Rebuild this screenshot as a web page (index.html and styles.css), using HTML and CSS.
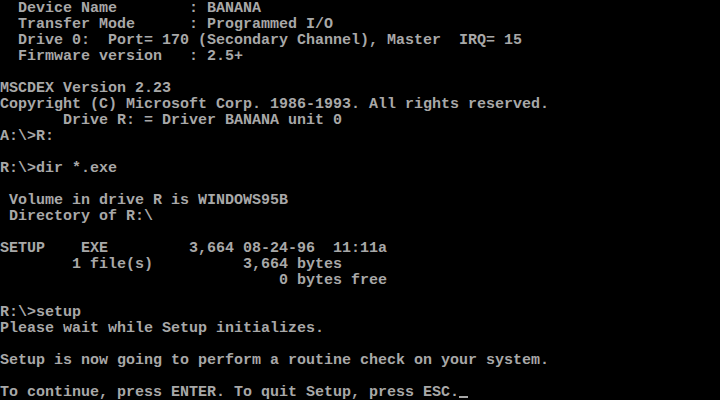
FILE: index.html
```html
<!DOCTYPE html>
<html lang="en">

<head>
    <meta charset="UTF-8">
    <title>MS-DOS - Setup</title>
    <link rel="stylesheet" href="styles.css">
</head>

<body>
    <pre class="screen">  Device Name        : BANANA
  Transfer Mode      : Programmed I/O
  Drive 0:  Port= 170 (Secondary Channel), Master  IRQ= 15
  Firmware version   : 2.5+

MSCDEX Version 2.23
Copyright (C) Microsoft Corp. 1986-1993. All rights reserved.
       Drive R: = Driver BANANA unit 0
A:\>R:

R:\>dir *.exe

 Volume in drive R is WINDOWS95B
 Directory of R:\

SETUP    EXE         3,664 08-24-96  11:11a
        1 file(s)          3,664 bytes
                               0 bytes free

R:\>setup
Please wait while Setup initializes.

Setup is now going to perform a routine check on your system.

To continue, press ENTER. To quit Setup, press ESC.<span class="cursor"></span></pre>
</body>

</html>
```
FILE: styles.css
```css
html,
body {
    margin: 0;
    padding: 0;
    background-color: #000;
    height: 100%;
    overflow: hidden;
}

.screen {
    margin: 0;
    padding: 1px 0 0 0;
    color: #a8a8a8;
    font-family: "Liberation Mono", monospace;
    font-weight: bold;
    font-size: 15px;
    line-height: 16px;
    white-space: pre;
}

.cursor {
    display: inline-block;
    width: 9px;
    height: 16px;
    vertical-align: top;
    box-sizing: border-box;
    border-bottom: 2px solid #a8a8a8;
    margin-top: -3px;
}
```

__________________________________________________

▶ Exercise:
Looking at the listing above, count the lines that contain "styles" and give nothing but the number.

▶ Task solution:
3